§ REQUEST
In the listing that follows, count each line containing the string "components" and report only the count.

==*==

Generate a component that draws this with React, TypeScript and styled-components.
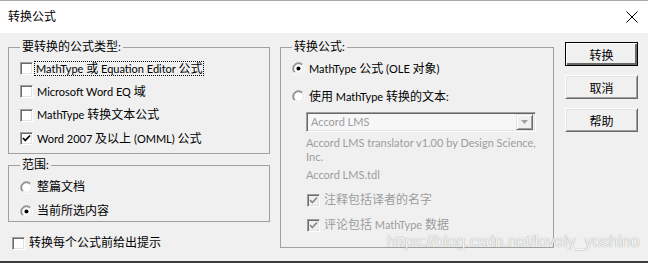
import styled, { createGlobalStyle } from "styled-components";

const GlobalStyle = createGlobalStyle`
  html, body {
    margin: 0;
    padding: 0;
    background: #f0f0f0;
  }
  body {
    font-family: Lato, "Noto Sans CJK SC", sans-serif;
    font-size: 11px;
    color: #000;
  }
`;

const Window = styled.div`
  position: relative;
  width: 648px;
  height: 263px;
  box-sizing: border-box;
  background: #f0f0f0;
  border-top: 1px solid #a9a9a9;
  border-bottom: 2px solid #3c3c3c;
  display: flex;
  flex-direction: column;
  overflow: hidden;
`;

const TitleBar = styled.div`
  height: 32px;
  flex: none;
  background: #fff;
  display: flex;
  align-items: center;
  justify-content: space-between;
  padding: 0 10px 0 8px;
  line-height: 16px;
`;

const Body = styled.div`
  display: flex;
  align-items: flex-start;
  padding: 6px 10px 0 8px;
`;

const LeftColumn = styled.div`
  width: 262px;
  display: flex;
  flex-direction: column;
`;

const MiddleColumn = styled.div`
  width: 274px;
  margin-left: 10px;
`;

const ButtonColumn = styled.div`
  width: 73px;
  margin-left: 11px;
  padding-top: 3px;
  display: flex;
  flex-direction: column;
  gap: 9px;
`;

const Group = styled.fieldset<{ $height: number; $top?: number }>`
  box-sizing: border-box;
  height: ${(p) => p.$height}px;
  margin: ${(p) => p.$top || 0}px 0 0 0;
  padding: 0 11px;
  border: 1px solid #a0a0a0;
  min-inline-size: 0;
`;

const Legend = styled.legend`
  padding: 0 2px;
  line-height: 16px;
`;

const List = styled.div<{ $pad: number; $gap: number }>`
  display: flex;
  flex-direction: column;
  padding-top: ${(p) => p.$pad}px;
  gap: ${(p) => p.$gap}px;
`;

const Row = styled.label<{ $h: number; $disabled?: boolean; $indent?: number }>`
  display: flex;
  align-items: center;
  height: ${(p) => p.$h}px;
  gap: 4px;
  padding-left: ${(p) => p.$indent || 0}px;
  color: ${(p) => (p.$disabled ? "#9d9d9d" : "#000")};
  white-space: nowrap;
`;

const Label = styled.span`
  line-height: 14px;
`;

const FocusText = styled.span`
  line-height: 13px;
  outline: 1px dotted #000;
  padding: 0 1px;
  margin-left: -2px;
`;

// CJK glyphs run a size larger than the Latin ones, as in the YaHei UI face
const Han = styled.span`
  font-size: 12px;
`;

const Box = styled.span<{ $disabled?: boolean }>`
  box-sizing: border-box;
  width: 13px;
  height: 13px;
  flex: none;
  border: 1px solid;
  border-color: #a0a0a0 #fff #fff #a0a0a0;
  box-shadow: inset 1px 1px #696969, inset -1px -1px #e3e3e3;
  background: ${(p) => (p.$disabled ? "#f0f0f0" : "#fff")};
  display: flex;
  align-items: center;
  justify-content: center;
`;

const SubBlock = styled.div`
  padding-left: 14px;
`;

const Select = styled.div`
  box-sizing: border-box;
  width: 230px;
  height: 20px;
  margin-top: 4px;
  border: 1px solid;
  border-color: #a0a0a0 #fff #fff #a0a0a0;
  box-shadow: inset 1px 1px #696969, inset -1px -1px #e3e3e3;
  background: #f7f7f7;
  display: flex;
  align-items: center;
  padding: 2px 2px 2px 4px;
  color: #9d9d9d;
`;

const SelectText = styled.span`
  flex: 1;
  line-height: 14px;
`;

const DropButton = styled.span`
  box-sizing: border-box;
  width: 17px;
  height: 16px;
  background: #f0f0f0;
  border: 1px solid;
  border-color: #e3e3e3 #696969 #696969 #e3e3e3;
  box-shadow: inset 1px 1px #fff, inset -1px -1px #a0a0a0;
  display: flex;
  align-items: center;
  justify-content: center;
`;

const Desc = styled.div<{ $top: number }>`
  width: 237px;
  margin-top: ${(p) => p.$top}px;
  line-height: 14px;
  color: #9d9d9d;
`;

const Button = styled.button<{ $default?: boolean }>`
  box-sizing: border-box;
  width: 73px;
  height: 24px;
  padding: 0;
  font-family: inherit;
  font-size: 12px;
  color: #000;
  background: #f0f0f0;
  border: 1px solid;
  border-color: ${(p) => (p.$default ? "#000" : "#fff #696969 #696969 #fff")};
  box-shadow: ${(p) =>
    p.$default
      ? "inset 1px 1px #fff, inset -2px -2px #696969, inset -1px -1px #000"
      : "inset 1px 1px #e3e3e3, inset -1px -1px #a0a0a0"};
`;

const BottomRow = styled(Row)`
  margin-top: 11px;
  padding-left: 4px;
`;

const Watermark = styled.div`
  position: absolute;
  left: 387px;
  top: 231px;
  font-family: "Liberation Sans", Arial, sans-serif;
  font-size: 16px;
  line-height: 20px;
  color: rgba(255, 255, 255, 0.92);
  text-shadow: 0 0 1px rgba(110, 110, 110, 0.85);
  white-space: nowrap;
  pointer-events: none;
`;

function T({ children }: { children: string }) {
  const parts = children.split(/([\u3000-\u9fff\uff00-\uffef]+)/);
  return (
    <>
      {parts.map((p, i) => (i % 2 === 1 ? <Han key={i}>{p}</Han> : p))}
    </>
  );
}

function Check({ checked, disabled }: { checked?: boolean; disabled?: boolean }) {
  return (
    <Box $disabled={disabled}>
      {checked && (
        <svg width="9" height="9" viewBox="0 0 9 9">
          <polyline
            points="1,4 3.3,6.5 8,1.5"
            fill="none"
            stroke={disabled ? "#8a8a8a" : "#000"}
            strokeWidth="1.8"
          />
        </svg>
      )}
    </Box>
  );
}

function Radio({ checked }: { checked?: boolean }) {
  const arc = (r: number, sweep: number, color: string) => {
    const d = r * 0.7071;
    return (
      <path
        d={`M ${6.5 - d} ${6.5 + d} A ${r} ${r} 0 0 ${sweep} ${6.5 + d} ${6.5 - d}`}
        fill="none"
        stroke={color}
        strokeWidth="1"
      />
    );
  };
  return (
    <svg width="13" height="13" viewBox="0 0 13 13" style={{ flex: "none" }}>
      <circle cx="6.5" cy="6.5" r="5" fill="#fff" />
      {arc(5.9, 1, "#a0a0a0")}
      {arc(5.9, 0, "#fff")}
      {arc(4.9, 1, "#696969")}
      {arc(4.9, 0, "#e3e3e3")}
      {checked && <circle cx="6.5" cy="6.5" r="2" fill="#000" />}
    </svg>
  );
}

export default function App() {
  return (
    <>
      <GlobalStyle />
      <Window>
        <TitleBar>
          <Han>转换公式</Han>
          <svg width="12" height="12" viewBox="0 0 12 12">
            <path d="M0.5 0.5 L11.5 11.5 M11.5 0.5 L0.5 11.5" stroke="#000" strokeWidth="1" />
          </svg>
        </TitleBar>
        <Body>
          <LeftColumn>
            <Group $height={115}>
              <Legend>
                <T>要转换的公式类型:</T>
              </Legend>
              <List $pad={2} $gap={0}>
                <Row $h={23.3}>
                  <Check />
                  <FocusText>
                    <T>MathType 或 Equation Editor 公式</T>
                  </FocusText>
                </Row>
                <Row $h={23.3}>
                  <Check />
                  <Label>
                    <T>Microsoft Word EQ 域</T>
                  </Label>
                </Row>
                <Row $h={23.3}>
                  <Check />
                  <Label>
                    <T>MathType 转换文本公式</T>
                  </Label>
                </Row>
                <Row $h={23.3}>
                  <Check checked />
                  <Label>
                    <T>Word 2007 及以上 (OMML) 公式</T>
                  </Label>
                </Row>
              </List>
            </Group>
            <Group $height={65} $top={3}>
              <Legend>
                <T>范围:</T>
              </Legend>
              <List $pad={4} $gap={4}>
                <Row $h={20}>
                  <Radio />
                  <Label>
                    <T>整篇文档</T>
                  </Label>
                </Row>
                <Row $h={20}>
                  <Radio checked />
                  <Label>
                    <T>当前所选内容</T>
                  </Label>
                </Row>
              </List>
            </Group>
            <BottomRow $h={20}>
              <Check />
              <Label>
                <T>转换每个公式前给出提示</T>
              </Label>
            </BottomRow>
          </LeftColumn>
          <MiddleColumn>
            <Group $height={209}>
              <Legend>
                <T>转换公式:</T>
              </Legend>
              <List $pad={2} $gap={5}>
                <Row $h={23}>
                  <Radio checked />
                  <Label>
                    <T>MathType 公式 (OLE 对象)</T>
                  </Label>
                </Row>
                <Row $h={23}>
                  <Radio />
                  <Label>
                    <T>使用 MathType 转换的文本:</T>
                  </Label>
                </Row>
              </List>
              <SubBlock>
                <Select>
                  <SelectText>Accord LMS</SelectText>
                  <DropButton>
                    <svg width="7" height="4" viewBox="0 0 7 4">
                      <path d="M0 0 H7 L3.5 4 Z" fill="#a0a0a0" />
                    </svg>
                  </DropButton>
                </Select>
                <Desc $top={4}>Accord LMS translator v1.00 by Design Science, Inc.</Desc>
                <Desc $top={4}>Accord LMS.tdl</Desc>
                <List $pad={8} $gap={5}>
                  <Row $h={20} $disabled $indent={1}>
                    <Check checked disabled />
                    <Label>
                      <T>注释包括译者的名字</T>
                    </Label>
                  </Row>
                  <Row $h={20} $disabled $indent={1}>
                    <Check checked disabled />
                    <Label>
                      <T>评论包括 MathType 数据</T>
                    </Label>
                  </Row>
                </List>
              </SubBlock>
            </Group>
          </MiddleColumn>
          <ButtonColumn>
            <Button $default>转换</Button>
            <Button>取消</Button>
            <Button>帮助</Button>
          </ButtonColumn>
        </Body>
        <Watermark>https://blog.csdn.net/lovely_yoshino</Watermark>
      </Window>
    </>
  );
}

==*==

§ WRITTEN REPLY
2